Friday, July 24, 2009

Ugly

As I expected my WI this morning was ugly.

139.6lbs ugly!

I can feel in my body that it has changed. I have changed for that matter. I didn't weigh in last week because I was in denial about the scale. I knew if I got on the scale last Friday I would have been a mess mentally. Really, I'm no better today.

I am at another all time high. I'm supposed to be participating in Amy's 15 Week Challenge. My name is on the list, but I think if I'm being completely honest here, I'm just signed up and not even going through the motions. Going through the motions, even half assed right now would at least have me moving.

I'm not going to sit here and spout on about what I could do, what I should do. I've done that before and I'm done with that ridiculous way of thinking about my body.

This is now one meal and one work out at a time. I will get on my treadmill tonight and move. If I don't run it is not the end of the world. If I walk, it is more than I did yesterday. I have to adopt this new way of thinking or I'm never going to make a change.

I am armed with the most recent issue of Oxygen magazine. Now let my journey begin. One step at a time. One meal at a time. One bottle of water at a time. Why do I feel like an addict on a 12 step program?

4 comments:

K-Pow said...

(((Hugs))))

If it makes you feel any better I think I beat ya!

One of these days we will figure it out!

XOXO

Pumpkin said...

Don't feel bad Tammy, you're very stressed right now. If you haven't gotten a phone call yet, call back.

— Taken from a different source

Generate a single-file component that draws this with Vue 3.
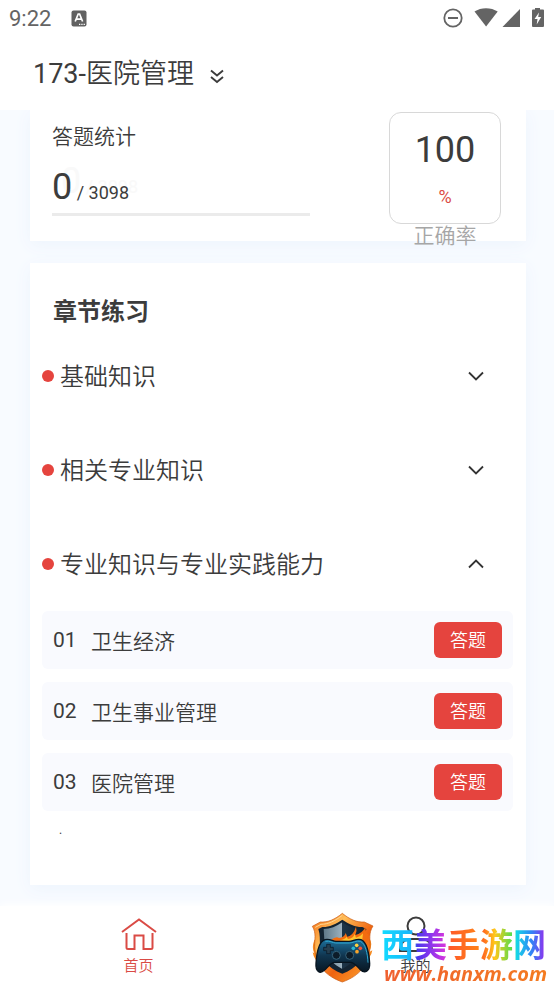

I will admit that I did gain some weight in the past few months. DH and I had made an appointment to have Brie put to sleep and I was a basket case. It's stressful and difficult living with her disabilities but it's even worse thinking about not having her with us. We've put things off for now. So now I have to learn to wean myself off of eating for comfort :o(

Grace said...

You feel like an addict...because that's what we are! Food, at least certain things, is so addictive.

I'm thinking of you, totally relating to your pain, and sending you a BIG hug.

Chiloe said...

You can do it !!! you can do it !!!!!!!!!!!